---- PROVIDED MATERIAL

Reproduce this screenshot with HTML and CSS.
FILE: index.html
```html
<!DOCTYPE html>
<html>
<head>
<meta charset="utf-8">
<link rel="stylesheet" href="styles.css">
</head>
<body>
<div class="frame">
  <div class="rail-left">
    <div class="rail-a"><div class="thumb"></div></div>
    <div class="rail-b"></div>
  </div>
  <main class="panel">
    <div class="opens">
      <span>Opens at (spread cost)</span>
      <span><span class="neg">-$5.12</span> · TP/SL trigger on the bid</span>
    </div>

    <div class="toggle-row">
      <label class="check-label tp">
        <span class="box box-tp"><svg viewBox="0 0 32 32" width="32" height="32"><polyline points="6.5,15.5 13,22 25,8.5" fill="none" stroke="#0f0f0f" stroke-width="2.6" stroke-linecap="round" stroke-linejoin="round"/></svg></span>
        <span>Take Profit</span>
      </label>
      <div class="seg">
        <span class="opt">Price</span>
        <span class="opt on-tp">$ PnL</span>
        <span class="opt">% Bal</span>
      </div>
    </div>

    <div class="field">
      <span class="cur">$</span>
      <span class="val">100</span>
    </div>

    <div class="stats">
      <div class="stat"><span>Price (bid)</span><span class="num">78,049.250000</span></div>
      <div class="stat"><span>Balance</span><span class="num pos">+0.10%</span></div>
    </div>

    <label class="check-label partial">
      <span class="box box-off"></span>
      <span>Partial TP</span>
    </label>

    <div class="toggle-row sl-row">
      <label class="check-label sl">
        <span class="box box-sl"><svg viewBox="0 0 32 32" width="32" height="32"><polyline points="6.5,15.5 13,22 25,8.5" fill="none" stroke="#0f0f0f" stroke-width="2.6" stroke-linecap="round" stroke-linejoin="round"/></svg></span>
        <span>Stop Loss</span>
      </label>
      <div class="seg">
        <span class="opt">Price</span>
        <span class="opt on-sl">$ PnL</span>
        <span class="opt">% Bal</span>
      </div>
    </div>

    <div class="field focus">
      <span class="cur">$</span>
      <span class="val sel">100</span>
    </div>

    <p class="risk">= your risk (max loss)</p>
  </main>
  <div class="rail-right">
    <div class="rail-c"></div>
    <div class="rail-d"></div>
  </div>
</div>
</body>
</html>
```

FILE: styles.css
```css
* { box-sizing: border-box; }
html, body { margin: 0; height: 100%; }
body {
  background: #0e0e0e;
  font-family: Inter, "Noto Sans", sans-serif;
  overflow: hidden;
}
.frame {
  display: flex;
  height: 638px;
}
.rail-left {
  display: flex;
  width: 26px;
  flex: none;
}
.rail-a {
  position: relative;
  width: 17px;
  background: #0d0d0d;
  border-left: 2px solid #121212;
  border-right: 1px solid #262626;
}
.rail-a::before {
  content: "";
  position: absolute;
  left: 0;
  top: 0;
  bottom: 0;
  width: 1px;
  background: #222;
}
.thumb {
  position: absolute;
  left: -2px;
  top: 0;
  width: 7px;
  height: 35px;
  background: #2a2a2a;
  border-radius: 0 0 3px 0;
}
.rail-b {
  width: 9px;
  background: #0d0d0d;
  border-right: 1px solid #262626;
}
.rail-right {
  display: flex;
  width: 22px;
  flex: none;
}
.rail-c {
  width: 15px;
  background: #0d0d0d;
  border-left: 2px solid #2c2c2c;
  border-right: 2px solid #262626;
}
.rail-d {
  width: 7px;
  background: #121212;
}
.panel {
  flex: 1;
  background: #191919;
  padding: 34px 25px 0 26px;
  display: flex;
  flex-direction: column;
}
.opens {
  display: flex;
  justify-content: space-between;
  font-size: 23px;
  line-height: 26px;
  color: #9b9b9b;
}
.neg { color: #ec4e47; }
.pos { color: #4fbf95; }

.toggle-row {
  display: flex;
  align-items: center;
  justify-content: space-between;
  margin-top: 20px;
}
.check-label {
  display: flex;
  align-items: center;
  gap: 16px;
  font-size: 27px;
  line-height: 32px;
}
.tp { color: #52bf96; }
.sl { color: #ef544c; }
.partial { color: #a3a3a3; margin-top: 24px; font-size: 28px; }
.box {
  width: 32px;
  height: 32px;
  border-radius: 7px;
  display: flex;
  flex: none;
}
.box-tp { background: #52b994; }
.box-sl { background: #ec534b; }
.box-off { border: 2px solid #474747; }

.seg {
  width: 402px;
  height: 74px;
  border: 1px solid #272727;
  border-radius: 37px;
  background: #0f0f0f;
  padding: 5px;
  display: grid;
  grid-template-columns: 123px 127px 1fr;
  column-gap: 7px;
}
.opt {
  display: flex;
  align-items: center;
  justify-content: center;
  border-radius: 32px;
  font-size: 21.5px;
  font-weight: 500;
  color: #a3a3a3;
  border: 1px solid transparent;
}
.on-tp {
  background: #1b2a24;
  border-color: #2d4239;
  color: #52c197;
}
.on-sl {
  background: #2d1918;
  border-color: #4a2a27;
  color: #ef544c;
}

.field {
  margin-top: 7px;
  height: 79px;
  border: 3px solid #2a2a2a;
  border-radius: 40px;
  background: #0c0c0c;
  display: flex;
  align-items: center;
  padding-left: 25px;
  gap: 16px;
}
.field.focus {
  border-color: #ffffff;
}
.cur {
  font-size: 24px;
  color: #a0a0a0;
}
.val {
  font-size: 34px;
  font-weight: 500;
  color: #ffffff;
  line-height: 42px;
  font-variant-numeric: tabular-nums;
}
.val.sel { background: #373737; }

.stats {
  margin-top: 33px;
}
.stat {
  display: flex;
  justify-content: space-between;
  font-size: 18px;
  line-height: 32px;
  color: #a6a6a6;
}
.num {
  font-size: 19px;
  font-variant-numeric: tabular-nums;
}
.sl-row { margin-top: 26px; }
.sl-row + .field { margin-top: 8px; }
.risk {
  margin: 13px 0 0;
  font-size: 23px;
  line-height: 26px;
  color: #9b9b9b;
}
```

--------

### INSTRUCTIONS TO FOLLOW
Transcribe all lines as written.

### CORRECT RESPONSE
Reproduce this screenshot with HTML and CSS.
FILE: index.html
```html
<!DOCTYPE html>
<html>
<head>
<meta charset="utf-8">
<link rel="stylesheet" href="styles.css">
</head>
<body>
<div class="frame">
  <div class="rail-left">
    <div class="rail-a"><div class="thumb"></div></div>
    <div class="rail-b"></div>
  </div>
  <main class="panel">
    <div class="opens">
      <span>Opens at (spread cost)</span>
      <span><span class="neg">-$5.12</span> · TP/SL trigger on the bid</span>
    </div>

    <div class="toggle-row">
      <label class="check-label tp">
        <span class="box box-tp"><svg viewBox="0 0 32 32" width="32" height="32"><polyline points="6.5,15.5 13,22 25,8.5" fill="none" stroke="#0f0f0f" stroke-width="2.6" stroke-linecap="round" stroke-linejoin="round"/></svg></span>
        <span>Take Profit</span>
      </label>
      <div class="seg">
        <span class="opt">Price</span>
        <span class="opt on-tp">$ PnL</span>
        <span class="opt">% Bal</span>
      </div>
    </div>

    <div class="field">
      <span class="cur">$</span>
      <span class="val">100</span>
    </div>

    <div class="stats">
      <div class="stat"><span>Price (bid)</span><span class="num">78,049.250000</span></div>
      <div class="stat"><span>Balance</span><span class="num pos">+0.10%</span></div>
    </div>

    <label class="check-label partial">
      <span class="box box-off"></span>
      <span>Partial TP</span>
    </label>

    <div class="toggle-row sl-row">
      <label class="check-label sl">
        <span class="box box-sl"><svg viewBox="0 0 32 32" width="32" height="32"><polyline points="6.5,15.5 13,22 25,8.5" fill="none" stroke="#0f0f0f" stroke-width="2.6" stroke-linecap="round" stroke-linejoin="round"/></svg></span>
        <span>Stop Loss</span>
      </label>
      <div class="seg">
        <span class="opt">Price</span>
        <span class="opt on-sl">$ PnL</span>
        <span class="opt">% Bal</span>
      </div>
    </div>

    <div class="field focus">
      <span class="cur">$</span>
      <span class="val sel">100</span>
    </div>

    <p class="risk">= your risk (max loss)</p>
  </main>
  <div class="rail-right">
    <div class="rail-c"></div>
    <div class="rail-d"></div>
  </div>
</div>
</body>
</html>
```

FILE: styles.css
```css
* { box-sizing: border-box; }
html, body { margin: 0; height: 100%; }
body {
  background: #0e0e0e;
  font-family: Inter, "Noto Sans", sans-serif;
  overflow: hidden;
}
.frame {
  display: flex;
  height: 638px;
}
.rail-left {
  display: flex;
  width: 26px;
  flex: none;
}
.rail-a {
  position: relative;
  width: 17px;
  background: #0d0d0d;
  border-left: 2px solid #121212;
  border-right: 1px solid #262626;
}
.rail-a::before {
  content: "";
  position: absolute;
  left: 0;
  top: 0;
  bottom: 0;
  width: 1px;
  background: #222;
}
.thumb {
  position: absolute;
  left: -2px;
  top: 0;
  width: 7px;
  height: 35px;
  background: #2a2a2a;
  border-radius: 0 0 3px 0;
}
.rail-b {
  width: 9px;
  background: #0d0d0d;
  border-right: 1px solid #262626;
}
.rail-right {
  display: flex;
  width: 22px;
  flex: none;
}
.rail-c {
  width: 15px;
  background: #0d0d0d;
  border-left: 2px solid #2c2c2c;
  border-right: 2px solid #262626;
}
.rail-d {
  width: 7px;
  background: #121212;
}
.panel {
  flex: 1;
  background: #191919;
  padding: 34px 25px 0 26px;
  display: flex;
  flex-direction: column;
}
.opens {
  display: flex;
  justify-content: space-between;
  font-size: 23px;
  line-height: 26px;
  color: #9b9b9b;
}
.neg { color: #ec4e47; }
.pos { color: #4fbf95; }

.toggle-row {
  display: flex;
  align-items: center;
  justify-content: space-between;
  margin-top: 20px;
}
.check-label {
  display: flex;
  align-items: center;
  gap: 16px;
  font-size: 27px;
  line-height: 32px;
}
.tp { color: #52bf96; }
.sl { color: #ef544c; }
.partial { color: #a3a3a3; margin-top: 24px; font-size: 28px; }
.box {
  width: 32px;
  height: 32px;
  border-radius: 7px;
  display: flex;
  flex: none;
}
.box-tp { background: #52b994; }
.box-sl { background: #ec534b; }
.box-off { border: 2px solid #474747; }

.seg {
  width: 402px;
  height: 74px;
  border: 1px solid #272727;
  border-radius: 37px;
  background: #0f0f0f;
  padding: 5px;
  display: grid;
  grid-template-columns: 123px 127px 1fr;
  column-gap: 7px;
}
.opt {
  display: flex;
  align-items: center;
  justify-content: center;
  border-radius: 32px;
  font-size: 21.5px;
  font-weight: 500;
  color: #a3a3a3;
  border: 1px solid transparent;
}
.on-tp {
  background: #1b2a24;
  border-color: #2d4239;
  color: #52c197;
}
.on-sl {
  background: #2d1918;
  border-color: #4a2a27;
  color: #ef544c;
}

.field {
  margin-top: 7px;
  height: 79px;
  border: 3px solid #2a2a2a;
  border-radius: 40px;
  background: #0c0c0c;
  display: flex;
  align-items: center;
  padding-left: 25px;
  gap: 16px;
}
.field.focus {
  border-color: #ffffff;
}
.cur {
  font-size: 24px;
  color: #a0a0a0;
}
.val {
  font-size: 34px;
  font-weight: 500;
  color: #ffffff;
  line-height: 42px;
  font-variant-numeric: tabular-nums;
}
.val.sel { background: #373737; }

.stats {
  margin-top: 33px;
}
.stat {
  display: flex;
  justify-content: space-between;
  font-size: 18px;
  line-height: 32px;
  color: #a6a6a6;
}
.num {
  font-size: 19px;
  font-variant-numeric: tabular-nums;
}
.sl-row { margin-top: 26px; }
.sl-row + .field { margin-top: 8px; }
.risk {
  margin: 13px 0 0;
  font-size: 23px;
  line-height: 26px;
  color: #9b9b9b;
}
```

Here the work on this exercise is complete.